Writing a Segment: Step by Step

  1. Accumulate records in a buffer as length-prefixed JSON: [u32 LE length][JSON bytes].
  2. Check rotation: if uncompressed_bytes >= segment_max_bytes or elapsed >= segment_max_interval_ms, proceed to finalize.
  3. Compress the buffer using the configured algorithm and level.
  4. Build the header (32 bytes):
    • Write magic RBAK
    • Write version 1
    • Write compression type byte
    • Write 2 reserved zero bytes
    • Write record count as u64 LE
    • Write first timestamp as i64 LE
    • Write last timestamp as i64 LE
  5. Concatenate: [header][compressed payload]
  6. Compute CRC32 over the concatenated bytes.
  7. Append footer: [CRC32 as u32 LE][KABR]
  8. Compute SHA-256 over the complete segment (for the manifest).
  9. Upload the complete segment to storage.
  10. Record metadata in the manifest: key, sequence, record_count, size_bytes, uncompressed_bytes, timestamps, checksum.

Byte-Level Example

A minimal segment containing one record with zstd compression:

Offset  Hex                                          ASCII    Field
------ ------------------------------------------- ------- -----
0x00 52 42 41 4B RBAK Magic
0x04 01 Version (1)
0x05 01 Compression (zstd)
0x06 00 00 Reserved
0x08 01 00 00 00 00 00 00 00 Record Count (1)
0x10 CB 04 A7 D2 8E 01 00 00 First Timestamp
0x18 CB 04 A7 D2 8E 01 00 00 Last Timestamp
0x20 28 B5 2F FD ... Compressed payload
... (variable length) ... (zstd frame)
0xNN XX XX XX XX CRC32
0xNN+4 4B 41 42 52 KABR End Magic

Version History

VersionChanges
1Initial format. 32-byte header, length-prefixed JSON records, CRC32 + end magic footer.

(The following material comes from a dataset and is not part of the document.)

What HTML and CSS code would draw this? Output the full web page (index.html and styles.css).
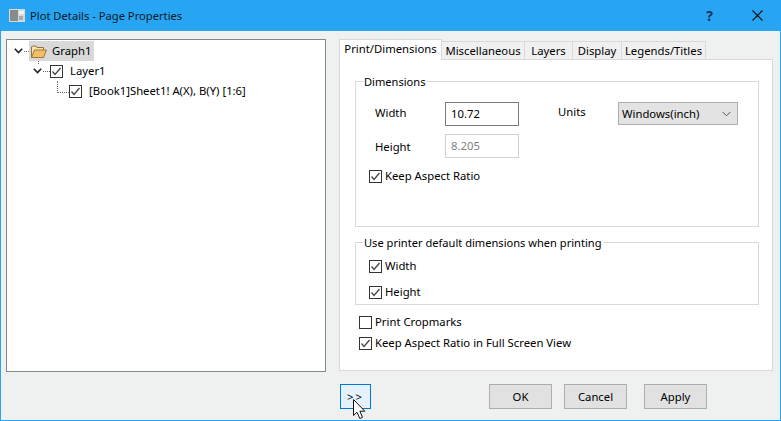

Future versions may introduce:

  • Additional header fields in the reserved bytes
  • Alternative payload encodings (e.g., Protocol Buffers, MessagePack)
  • Multi-part segments for parallel decompression
  • Index blocks for random-access record lookup

The version field in the header ensures forward compatibility -- readers that encounter an unknown version can report a clear error rather than silently misinterpreting data.